The need for the datasets spurred the injection of funds to digitize the language in the late 90's early 00's. And now that the data partially exists, it can only be accessed through hosted applications that will never receive enough time and attention, in the end dooming them to become obsolete as soon as they are deployed. These then act as the fulfillment of the institutes mandate, but also as a limiting factor of the impact that the underlying data could have if only it was freely available without any restrictions.
Árnastofnun is filled to the brim with experts in the Icelandic language.
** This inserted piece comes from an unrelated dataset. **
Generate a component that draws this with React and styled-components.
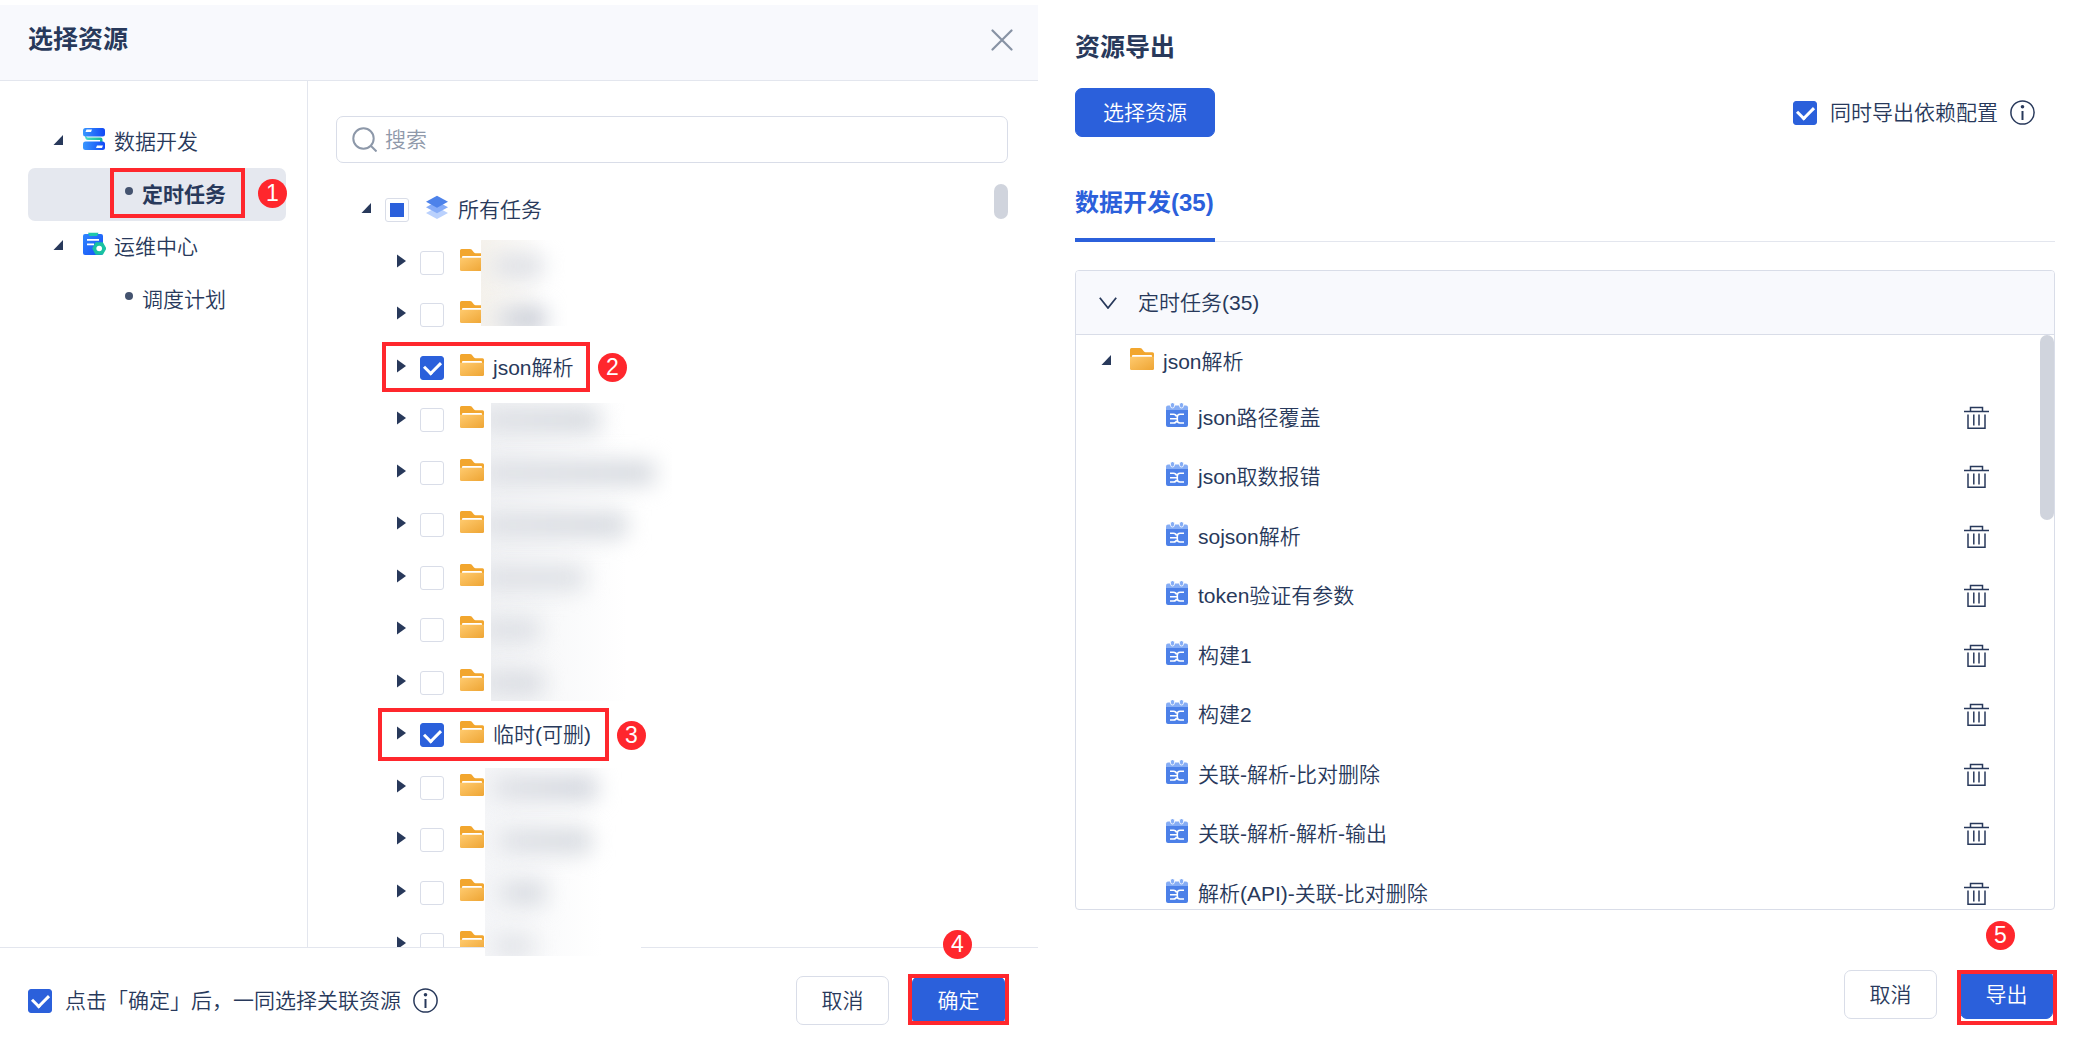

They should focus on what they do best; curating, cataloging & researching the data that they have, while opening up access to it for the rest of us to do what we do best; creating beautiful, scaling & user-centered designed software that consumes that data.
Old man yells at cloud
It may seem like I am just picking on Árnastofnun, and its true that they aren't the only player in town. But they are the biggest one and do have a government mandate to fulfill. I personally also just get spurred on when presented with the apparent duplicitous nature of our government, where the commitment to preservation of the language is often touted as being of the utmost importance while the actions taken usually spell out the opposite. And the blame for deteriorating Icelandic language proficiency is often placed squarely on the shoulders of software and its lack of Icelandic options. To which, due to my profession, I feel I need stand up to.
That and I believe all digital goods created by government agencies or paid for with taxpayers money should be freely available in their source format without restrictions online.
You may finally be asking yourself why I wrote this in English given the subject matter, and its simply that this point has been conveyed in Icelandic time and time again. And it has always failed to make an impression. So I felt it was time for a new strategy.